Hi y'all, a belated status notes this week

* Index
1) Net status
2) Router dev status
3) Syndie rationale continued
4) Syndie dev status
5) Distributed version control
6) ???

* 1) Net status

The past week or two have been fairly stable on irc and other
services, though dev.i2p/squid.i2p/www.i2p/cvs.i2p had a few bumps
(due to temporary OS-related issues).  Things seem to be at a
steady state at the moment.

* 2) Router dev status

The flip side to the Syndie discussion is "so, what does that mean
for the router?", and to answer that, let me explain a bit where the
router development stands right now.

On the whole, the thing holding the router back from 1.0 is in my
view its performance, not its anonymity properties.  Certainly, there
are anonymity issues to improve, but while we do get pretty good
performance for an anonymous network, our performance is not
sufficient for wider use.  In addition, improvements to the anonymity
of the network will not improve its performance (in most instances I
can think of, anonymity improvements reduce throughput and increase
latency).  We need to sort out the performance issues first, for
if the performance is insufficient, the whole system is insufficient,
regardless of how strong its anonymity techniques are.

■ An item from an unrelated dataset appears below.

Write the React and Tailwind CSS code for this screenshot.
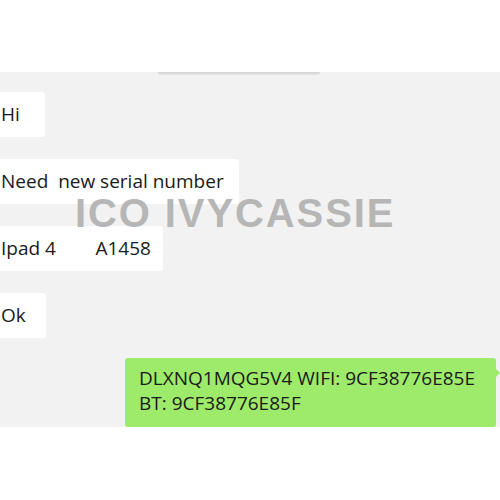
const LEFT_MESSAGES = [
  { text: "Hi", width: "w-[45px]" },
  { text: "Need  new serial number", width: "w-[239px]" },
  { text: "Ipad 4        A1458", width: "w-[163px]" },
  { text: "Ok", width: "w-[46px]" },
];

export default function App() {
  return (
    <div
      className="relative w-[500px] h-[500px] bg-white flex flex-col overflow-hidden"
      style={{ fontFamily: '"Open Sans", "Noto Sans", sans-serif' }}
    >
      {/* top white strip */}
      <div className="h-[72px] shrink-0" />

      {/* chat area */}
      <div className="h-[355px] shrink-0 bg-[#f2f2f2] flex flex-col">
        <div className="h-[3px] w-[162px] ml-[158px] bg-gradient-to-b from-[#d2d2d2] to-[#e6e6e6] rounded-b-sm" />

        <div className="flex flex-col gap-[22px] mt-[17px]">
          {LEFT_MESSAGES.map((msg) => (
            <div
              key={msg.text}
              className={`${msg.width} h-[45px] bg-white flex items-center pl-[1px] text-[19px] text-[#1a1a1a] whitespace-pre rounded-r-[3px]`}
            >
              {msg.text}
            </div>
          ))}
        </div>

        {/* outgoing bubble */}
        <div className="mt-[20px] ml-[125px] relative w-[371px] h-[70px] bg-[#9eea6a] rounded-[3px] pl-[14px] pt-[8px] text-[19px] leading-[25px] text-[#1a1a1a]">
          <div>DLXNQ1MQG5V4 WIFI: 9CF38776E85E</div>
          <div>BT: 9CF38776E85F</div>
          <span className="absolute -right-[4px] top-[10px] w-0 h-0 border-y-[5px] border-y-transparent border-l-[5px] border-l-[#9eea6a]" />
        </div>
      </div>

      {/* watermark */}
      <div
        className="absolute left-[75px] top-[190px] text-[40px] font-bold text-[#b6b6b6] leading-[46px] tracking-[1.9px] pointer-events-none"
        style={{ fontFamily: '"Liberation Sans", Arial, sans-serif' }}
      >
        ICO IVYCASSIE
      </div>
    </div>
  );
}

So, what is keeping our performance back?  Oddly enough, it seems to
be our CPU usage.  Before we get to exactly why, a little more
background first.

 - to prevent partitioning attacks, we all need to plausibly build
   our tunnels from the same pool of routers.
 - to allow the tunnels to be of manageable length (and source
   routed), the routers in that pool must be directly reachable by
   anyone.
 - the bandwidth costs of receiving and rejecting tunnel join
   requests exceeds the capacity of dialup users on burst.

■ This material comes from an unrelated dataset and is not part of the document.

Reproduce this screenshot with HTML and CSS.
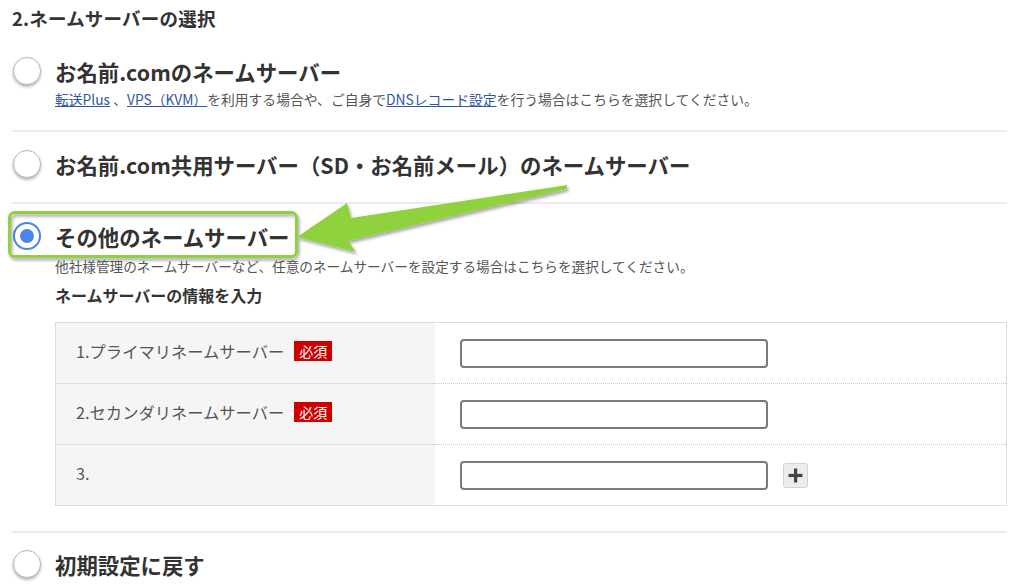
FILE: index.html
```html
<!DOCTYPE html>
<html lang="ja">
  <head>
    <meta charset="UTF-8" />
    <meta name="viewport" content="width=device-width, initial-scale=1.0" />
    <title>ネームサーバーの選択</title>
    <link rel="stylesheet" href="styles.css">
  </head>
  <body>
    <div class="section">
      <h2>2.ネームサーバーの選択</h2>

      <div class="option">
        <label class="opt-head">
          <input type="radio" name="ns" />
          <span>お名前.comのネームサーバー</span>
        </label>
        <p class="opt-desc">
          <a href="#">転送Plus</a> 、<a href="#">VPS（KVM）</a>を利用する場合や、ご自身で<a href="#">DNSレコード設定</a>を行う場合はこちらを選択してください。
        </p>
      </div>

      <div class="option opt-2">
        <label class="opt-head">
          <input type="radio" name="ns" />
          <span>お名前.com共用サーバー（SD・お名前メール）のネームサーバー</span>
        </label>
      </div>

      <div class="option opt-3">
        <label class="opt-head">
          <input type="radio" name="ns" checked />
          <span>その他のネームサーバー</span>
        </label>
        <p class="opt-desc desc-3">他社様管理のネームサーバーなど、任意のネームサーバーを設定する場合はこちらを選択してください。</p>
        <p class="sub-title">ネームサーバーの情報を入力</p>
        <table class="ns-table">
          <tr>
            <th>1.プライマリネームサーバー<span class="req">必須</span></th>
            <td><input type="text" class="ns-input" /></td>
          </tr>
          <tr>
            <th>2.セカンダリネームサーバー<span class="req">必須</span></th>
            <td><input type="text" class="ns-input" /></td>
          </tr>
          <tr>
            <th>3.</th>
            <td>
              <input type="text" class="ns-input" /><button class="add-btn" type="button">
                <svg width="15" height="15" viewBox="0 0 15 15">
                  <rect x="6" y="0.5" width="3.2" height="14" fill="#444" />
                  <rect x="0.5" y="5.9" width="14" height="3.2" fill="#444" />
                </svg>
              </button>
            </td>
          </tr>
        </table>
      </div>

      <div class="option opt-4">
        <label class="opt-head">
          <input type="radio" name="ns" />
          <span>初期設定に戻す</span>
        </label>
      </div>
    </div>

    <!-- annotation overlay -->
    <svg class="annot" width="1024" height="584" viewBox="0 0 1024 584">
      <defs>
        <filter id="shadow" x="-10%" y="-30%" width="130%" height="170%">
          <feDropShadow dx="1.5" dy="2.5" stdDeviation="1.6" flood-color="#000" flood-opacity="0.35" />
        </filter>
      </defs>
      <rect x="9.5" y="212.5" width="287" height="44" rx="5" fill="none"
        stroke="#8fd23c" stroke-width="3" filter="url(#shadow)" />
      <polygon points="297,237 347,203 351,218 567,185 567,189 348,241 356,252"
        fill="#8fd23c" filter="url(#shadow)" />
    </svg>
  </body>
</html>
```

FILE: styles.css
```css
body {
  margin: 0;
  font-family: "Noto Sans CJK JP", "Noto Sans", sans-serif;
  color: #333;
  background: #fff;
  position: relative;
  width: 1024px;
  height: 584px;
  overflow: hidden;
}
.section {
  padding: 0 17px 0 12px;
}
h2 {
  margin: 0;
  font-size: 18.5px;
  line-height: 36px;
  font-weight: bold;
  letter-spacing: 0.2px;
}
.option {
  padding: 20px 0 22px;
  border-bottom: 2px solid #ececec;
}
.opt-2 {
  padding: 17px 0 23px;
}
.opt-3 {
  padding: 17px 0 25px;
}
.opt-4 {
  padding: 16px 0 20px;
  border-bottom: none;
}
.opt-head {
  display: flex;
  align-items: center;
  height: 30px;
  gap: 14px;
  font-size: 21.4px;
  font-weight: bold;
  color: #333;
}
.opt-head input {
  appearance: none;
  -webkit-appearance: none;
  margin: 0 0 0 1px;
  width: 28px;
  height: 28px;
  border-radius: 50%;
  border: 1.5px solid #b8b8b8;
  background: #fff;
  box-shadow: 0 2px 3px rgba(0, 0, 0, 0.28);
  flex: none;
  display: grid;
  place-items: center;
}
.opt-head input:checked {
  border: 2.5px solid #4a86e8;
  box-shadow: none;
}
.opt-head input:checked::after {
  content: "";
  width: 14px;
  height: 14px;
  border-radius: 50%;
  background: #4a86e8;
}
.opt-desc {
  margin: 4px 0 0 43px;
  font-size: 13.8px;
  line-height: 18px;
  color: #555;
}
.opt-desc a {
  color: #2f55a4;
  text-decoration: underline;
}
.desc-3 {
  margin-top: 6px;
  font-size: 13.65px;
}
.sub-title {
  margin: 10px 0 0 43px;
  font-size: 16px;
  line-height: 20px;
  font-weight: bold;
  color: #333;
}
.ns-table {
  margin: 17px 0 0 43px;
  width: 952px;
  border-collapse: collapse;
  border: 1px solid #dcdcdc;
}
.ns-table tr {
  height: 61px;
}
.ns-table tr + tr th,
.ns-table tr + tr td {
  border-top: 1px dotted #c8c8c8;
}
.ns-table th {
  width: 359px;
  padding: 0 0 4px 20px;
  background: #f5f5f5;
  text-align: left;
  font-weight: normal;
  font-size: 16.3px;
  color: #555;
}
.ns-table td {
  padding: 0 0 0 25px;
  vertical-align: middle;
}
.req {
  display: inline-block;
  margin-left: 10px;
  padding: 0 5px;
  height: 20px;
  line-height: 20px;
  background: #cc0000;
  color: #fff;
  font-size: 14px;
  vertical-align: 1px;
}
.ns-input {
  width: 308px;
  height: 29px;
  box-sizing: border-box;
  border: 2px solid #7a7a7a;
  border-radius: 4px;
  vertical-align: middle;
  padding: 0 6px;
}
.add-btn {
  margin-left: 15px;
  width: 25px;
  height: 25px;
  padding: 0;
  border: 1px solid #d2d2d2;
  border-radius: 3px;
  background: #ececec;
  vertical-align: middle;
  display: inline-grid;
  place-items: center;
}
.annot {
  position: absolute;
  top: 0;
  left: 0;
  pointer-events: none;
}
```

Therefore, we need tiers of routers - some globally reachable with
high bandwidth limits (tier A), some not (tier B).  This has already
in effect been implemented through the capacity information in the
netDb, and as of a day or two ago, the ratio of tier B to tier A
has been around 3 to 1 (93 routers of cap L, M, N, or O, and 278 of
cap K).

Now, there are basically two scarce resources to be managed in
tier A - bandwidth and CPU.  Bandwidth can be managed by the usual
means (split load across a wide pool, have some peers handle insane
amounts [e.g. those on T3s], and reject or throttle individual
tunnels and connections).

Managing CPU usage is harder.  The primary CPU bottleneck seen on
tier A routers is the decryption of tunnel build requests.  Large
routers can be (and are) entirely consumed by this activity - for
instance, the lifetime average tunnel decrypt time on one of my
routers is 225ms, and the lifetime *average* frequency of a tunnel
request decryption is 254 events per 60 seconds, or 4.2 per second.
Simply multiplying those two together and that shows that 95% of the
CPU is consumed by tunnel request decryption alone (and that doesn't
take into consideration the spikes in the event counts).  That router
still somehow manages to participate in 4-6000 tunnels at a time,
accepting approximately 80% of the decrypted requests.  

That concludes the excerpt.